David Torn

David Torn

Review by Brad Walseth

Like ambient soundscaper Brian Eno, but with a harder edge and a jazz/funk feel, David Torn is a guitarist/sound manipulator whose atmospheric work has been heard in jazz, rock and film scores. Torn's prezens is his first album as a leader in a decade - one that is perhaps the closet to presenting the artists vision - and one that is sure to please fans of this avant-garde texturalist's work.

Taking pieces of live improvised jams with alto saxophonist Tim Berne, keyboardist Craig Taborn and drummer Tom Rainey, Torn then set to work remixing and reimagining the music itself. Thus some inspired original improvised playing gets looped, twisted and mutated into surprising and unexpected directions.

Difficult to describe in words - there are elements of quiet ambience here, but these are often punctuated by intense outbursts of heavy metal rock or down-home (albeit warped) funk. While the funk draws from Miles Davis Bitches Brew template, the loud rock is akin to King Crimson and Torn's guitar here sounds quite a bit like Robert Fripp or Venon Reid of Living Color; whereas his quieter guitar interludes call to mind Bill Frisell. Understandable then that Torn has been called upon to work with such rock artists as David Bowie, David Sylvain, Bill Bruford, Mick Karn, Tony Levin and Jeff Beck.
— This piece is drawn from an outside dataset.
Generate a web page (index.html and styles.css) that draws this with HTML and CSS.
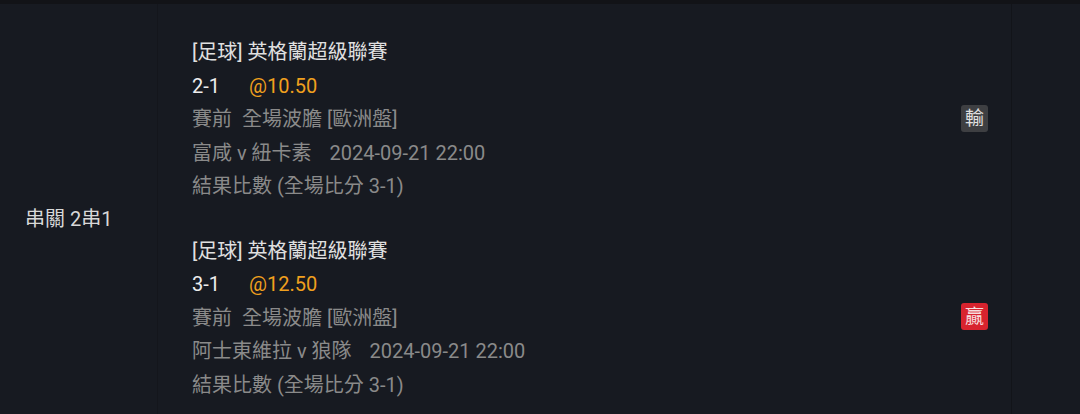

But there is also a jazz flavor quite evident, especially in Berne's bent saxophone stretches ("Transmit Regardless"), and occasionally a melody pokes its head through the contortions like on the bluesy "Ever More Other."

Songs such as "AK" and "Bulbs" mutate stylistically within themselves in creatively skewed fashion, while "Miss Place, The Mist" - startles with its ominous slide guitar; but despite the varied architectural supports, the entire recording seems to stand as a coherent and solid structure. The playing by all parties is enjoyable, and Torn's manipulations reveal thought and a strong sense of color, pacing and sonic excitement. That said; the sound collages on prezens may be best enjoyed by the open-minded listener who enjoys the experimental as much as his funk, rock and jazz. As a mix of organic and metallic sounds forged together by a master welder, prezens is a sculpture-like soundtrack built of fascinating aural elements.